■ TASK BRIEF ■
Would you transcribe the listing that follows, character for character, and omit its images?

=-=-=

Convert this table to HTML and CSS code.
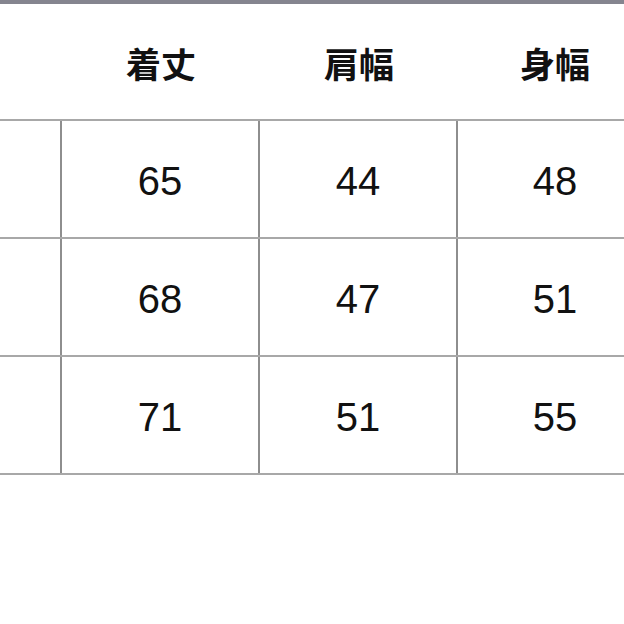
FILE: index.html
```html
<!DOCTYPE html>
<html lang="ja">
<head>
<meta charset="utf-8">
<link rel="stylesheet" href="styles.css">
</head>
<body>
<div class="topbar"></div>
<div class="sheet">
  <div class="row head">
    <div class="cell c1"></div>
    <div class="cell">着丈</div>
    <div class="cell">肩幅</div>
    <div class="cell">身幅</div>
  </div>
  <div class="row body">
    <div class="cell c1"></div>
    <div class="cell">65</div>
    <div class="cell">44</div>
    <div class="cell">48</div>
  </div>
  <div class="row body">
    <div class="cell c1"></div>
    <div class="cell">68</div>
    <div class="cell">47</div>
    <div class="cell">51</div>
  </div>
  <div class="row body">
    <div class="cell c1"></div>
    <div class="cell">71</div>
    <div class="cell">51</div>
    <div class="cell">55</div>
  </div>
</div>
</body>
</html>
```
FILE: styles.css
```css
html, body {
  margin: 0;
  padding: 0;
  background: #ffffff;
  overflow: hidden;
}
body {
  width: 624px;
  height: 624px;
}
.topbar {
  height: 4px;
  background: #85858f;
}
.sheet {
  width: 624px;
}
.row {
  display: grid;
  grid-template-columns: 62px 198px 198px 166px;
  box-sizing: border-box;
  border-bottom: 2px solid #a8a8a8;
}
.head {
  height: 117px;
}
.body {
  height: 118px;
}
.cell {
  box-sizing: border-box;
  display: flex;
  align-items: center;
  justify-content: center;
  color: #111111;
}
.cell:last-child {
  padding-left: 28px;
}
.head .cell {
  font-family: "Noto Sans CJK JP", "Noto Sans CJK SC", sans-serif;
  font-weight: 700;
  font-size: 35px;
  padding-top: 2px;
}
.body .cell {
  font-family: "Liberation Sans", Arial, sans-serif;
  font-size: 40px;
  border-right: 2px solid #8e8e8e;
  padding-top: 4px;
}
.body .cell:last-child {
  border-right: 0;
}
```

=-=-=

■ ANSWER FOR THE TASK ■
Convert this table to HTML and CSS code.
FILE: index.html
```html
<!DOCTYPE html>
<html lang="ja">
<head>
<meta charset="utf-8">
<link rel="stylesheet" href="styles.css">
</head>
<body>
<div class="topbar"></div>
<div class="sheet">
  <div class="row head">
    <div class="cell c1"></div>
    <div class="cell">着丈</div>
    <div class="cell">肩幅</div>
    <div class="cell">身幅</div>
  </div>
  <div class="row body">
    <div class="cell c1"></div>
    <div class="cell">65</div>
    <div class="cell">44</div>
    <div class="cell">48</div>
  </div>
  <div class="row body">
    <div class="cell c1"></div>
    <div class="cell">68</div>
    <div class="cell">47</div>
    <div class="cell">51</div>
  </div>
  <div class="row body">
    <div class="cell c1"></div>
    <div class="cell">71</div>
    <div class="cell">51</div>
    <div class="cell">55</div>
  </div>
</div>
</body>
</html>
```
FILE: styles.css
```css
html, body {
  margin: 0;
  padding: 0;
  background: #ffffff;
  overflow: hidden;
}
body {
  width: 624px;
  height: 624px;
}
.topbar {
  height: 4px;
  background: #85858f;
}
.sheet {
  width: 624px;
}
.row {
  display: grid;
  grid-template-columns: 62px 198px 198px 166px;
  box-sizing: border-box;
  border-bottom: 2px solid #a8a8a8;
}
.head {
  height: 117px;
}
.body {
  height: 118px;
}
.cell {
  box-sizing: border-box;
  display: flex;
  align-items: center;
  justify-content: center;
  color: #111111;
}
.cell:last-child {
  padding-left: 28px;
}
.head .cell {
  font-family: "Noto Sans CJK JP", "Noto Sans CJK SC", sans-serif;
  font-weight: 700;
  font-size: 35px;
  padding-top: 2px;
}
.body .cell {
  font-family: "Liberation Sans", Arial, sans-serif;
  font-size: 40px;
  border-right: 2px solid #8e8e8e;
  padding-top: 4px;
}
.body .cell:last-child {
  border-right: 0;
}
```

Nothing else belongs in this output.